Wolf Hour
- First edition cover
- Author: Jo Nesbø
- Original title: Minnesota
- Translator: Robert Ferguson
- Language: Norwegian, English
- Genre: Crime fiction
- Publisher: Aschehoug (Norway, original publication)
- Publication date: January 8, 2025
- Media type: Print
- Pages: 156
- ISBN: 9788203450815

= Wolf Hour =

2025 novel by Jo Nesbø

Wolf Hour (Norwegian: Minnesota) is a crime novel and thriller by Norwegian writer Jo Nesbø, first published by Aschehoug in January 2025. Set in Minneapolis, the novel follows Detective Bob Oz's investigation of several murders. The police initially suspect a hitman associated with the drug trade. As the perpetrator continues to evade capture, Oz realizes that the police may be tracking the wrong man. The novel address themes of gun control, racial tensions, and revenge.

== Conception ==
In an interview with The Irish News, Nesbø noted the large number of Norwegian immigrants who settled in Minnesota, including several of his relatives.
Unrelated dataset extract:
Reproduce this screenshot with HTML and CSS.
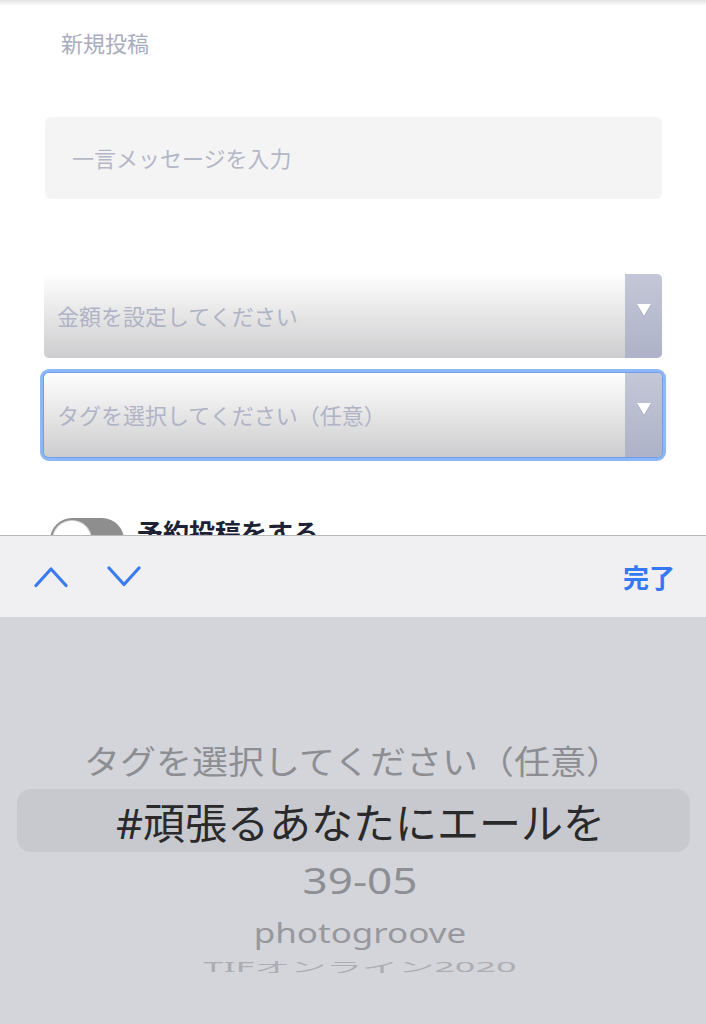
FILE: index.html
```html
<!DOCTYPE html>
<html lang="ja">
<head>
    <meta charset="UTF-8">
    <meta name="viewport" content="width=device-width, initial-scale=1.0">
    <title>新規投稿</title>
    <link rel="stylesheet" href="styles.css">
</head>
<body>
    <div class="top-shadow"></div>

    <main class="post-form">
        <h1 class="form-title">新規投稿</h1>

        <div class="message-box">一言メッセージを入力</div>

        <div class="select-box">
            <span class="select-label">金額を設定してください</span>
            <span class="select-arrow"></span>
        </div>

        <div class="select-box is-focused">
            <span class="select-label">タグを選択してください（任意）</span>
            <span class="select-arrow"></span>
        </div>

        <div class="schedule-row">
            <span class="toggle"><span class="toggle-knob"></span></span>
            <span class="schedule-label">予約投稿をする</span>
        </div>
    </main>

    <!-- iOS keyboard with the tag picker -->
    <div class="keyboard">
        <div class="keyboard-bar">
            <div class="nav-arrows">
                <svg class="nav-arrow" width="34" height="23" viewBox="0 0 34 23">
                    <path d="M2 20.5 L17 4 L32 20.5" />
                </svg>
                <svg class="nav-arrow" width="34" height="23" viewBox="0 0 34 23">
                    <path d="M2 3 L17 19.5 L32 3" />
                </svg>
            </div>
            <span class="done-btn">完了</span>
        </div>

        <div class="picker">
            <div class="picker-row row-near"><span>タグを選択してください（任意）</span></div>
            <div class="picker-row row-selected"><span>#頑張るあなたにエールを</span></div>
            <div class="picker-row row-next"><span>39-05</span></div>
            <div class="picker-row row-far"><span>photogroove</span></div>
            <div class="picker-row row-farthest"><span>TIFオンライン2020</span></div>
        </div>
    </div>
</body>
</html>
```

FILE: styles.css
```css
body {
    margin: 0;
    height: 1024px;
    overflow: hidden;
    background-color: #fff;
    font-family: "Noto Sans CJK JP", sans-serif;
}

.top-shadow {
    height: 6px;
    background: linear-gradient(#e3e3e5, #fff);
}

.post-form {
    padding: 0 44px 0 45px;
}

.form-title {
    margin: 21px 0 0 16px;
    font-size: 22px;
    line-height: 30px;
    font-weight: normal;
    color: #a9adc0;
}

.message-box {
    margin-top: 60px;
    height: 82px;
    padding: 0 0 3px 27px;
    box-sizing: border-box;
    display: flex;
    align-items: center;
    background-color: #f4f4f5;
    border-radius: 6px;
    font-size: 22px;
    color: #b4b7c6;
}

.select-box {
    margin-top: 75px;
    margin-left: -1px;
    height: 84px;
    display: flex;
    border-radius: 5px;
    background: linear-gradient(#fefefe, #cdcdcf);
    overflow: hidden;
}

.select-box.is-focused {
    margin-top: 15px;
    box-shadow: 0 0 0 1px #6f9fea, 0 0 0 4px #8cb8f7;
}

.select-label {
    flex: 1;
    padding: 0 0 3px 13px;
    display: flex;
    align-items: center;
    font-size: 22px;
    color: #b0b3c6;
}

.select-arrow {
    width: 37px;
    display: flex;
    justify-content: center;
    padding-top: 30px;
    box-sizing: border-box;
    background: linear-gradient(#c4c7d7, #adb2c8);
}

.select-arrow::after {
    content: "";
    width: 0;
    height: 0;
    border-left: 7px solid transparent;
    border-right: 7px solid transparent;
    border-top: 12px solid #fff;
    filter: drop-shadow(0 1px 0 rgba(90, 96, 120, 0.35));
}

.schedule-row {
    margin-top: 61px;
    margin-left: 5px;
    display: flex;
    align-items: flex-start;
    gap: 13px;
}

.toggle {
    width: 74px;
    height: 44px;
    border-radius: 22px;
    background-color: #8e8e8e;
    display: flex;
    align-items: center;
    padding-left: 3px;
    box-sizing: border-box;
}

.toggle-knob {
    width: 38px;
    height: 38px;
    border-radius: 50%;
    background-color: #fff;
    box-shadow: 0 0 0 1px #d4d4d4;
}

.schedule-label {
    font-size: 26px;
    line-height: 28px;
    font-weight: bold;
    color: #1e2235;
}

/* keyboard */

.keyboard {
    position: fixed;
    left: 0;
    right: 0;
    bottom: 0;
    height: 489px;
    display: flex;
    flex-direction: column;
}

.keyboard-bar {
    height: 81px;
    border-top: 1px solid #b8b8bc;
    background-color: #f0f0f2;
    display: flex;
    align-items: center;
    justify-content: space-between;
    padding: 0 31px 0 34px;
}

.nav-arrows {
    display: flex;
    gap: 39px;
}

.nav-arrow path {
    fill: none;
    stroke: #3a7bf1;
    stroke-width: 3.2;
    stroke-linecap: round;
    stroke-linejoin: round;
}

.done-btn {
    font-size: 26px;
    font-weight: bold;
    color: #3478f6;
}

.picker {
    flex: 1;
    background-color: #d4d5da;
    padding-top: 115px;
    font-family: "Noto Sans", "Noto Sans CJK JP", sans-serif;
}

.picker-row {
    display: flex;
    justify-content: center;
    align-items: center;
    padding-left: 14px;
    white-space: nowrap;
}

.picker-row span {
    display: inline-block;
}

.row-near {
    height: 57px;
    padding-left: 0;
    font-size: 36px;
    color: #8d8e93;
}

.row-near span {
    transform: scaleY(0.9);
}

.row-selected {
    height: 63px;
    margin: 0 16px 0 17px;
    border-radius: 14px;
    background-color: #c8c9ce;
    font-size: 42px;
    color: #2a2a2c;
}

.row-next {
    height: 56px;
    font-size: 44px;
    color: #8e8f94;
}

.row-next span {
    transform: scaleY(0.84);
}

.row-far {
    height: 48px;
    font-size: 35px;
    color: #97989d;
}

.row-far span {
    transform: scaleY(0.76);
}

.row-farthest {
    height: 20px;
    font-size: 36px;
    color: #acadb2;
}

.row-farthest span {
    transform: scaleY(0.38);
}
```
He traveled to Minneapolis to research the book, where he described "maybe soul searching my roots, my people's attitudes." Nesbø told the paper that he did not write the book as a political statement about gun control, although the plot and setting gave him the opportunity to examine the issue, stating: "I want to look at the human condition from as many angles as I can – the same as with politics."

== Plot ==
Bob Oz works as a detective in the homicide division of the Minneapolis Police Department. He investigates the attempted murder of an arm's dealer. The police suspect Tomas Gomez, a man associated with several killings related to the drug trade. Oz struggles with alcohol abuse, precipitated by the death of his young daughter several years ago and the recent estrangement from his wife. Following bad behavior, the Superintendent of Police suspends Oz from duty; however, Oz continues to investigate the case. He interviews, and eventually befriends, a taxidermist, who knew Gomez after preparing a cat for him. Several murders ensue, including of a businessman, a crooked cop, and a gang leader. Oz discovers that Gomez killed the taxidermist's family accidentally in the cross fire of gang warfare. The taxidermist had murdered Gomez for revenge, along with others connected to the killing. To avoid detection, the taxidermist flayed Gomez's face and hands to create a mask and gloves, appearing as a Latino man and throwing off the cops. In a final confrontation with Oz, the taxidermist commits suicide. Years later, in 2022, a Norwegian writer travels to Minneapolis to research a book about the murders.
== Audiobook ==
The audiobook edition of Wolf Hour, narrated by Euan Morton, was published by Random House Audio on February 3, 2026. The production received the Kirkus Earphones Award in the Thriller & Suspense category.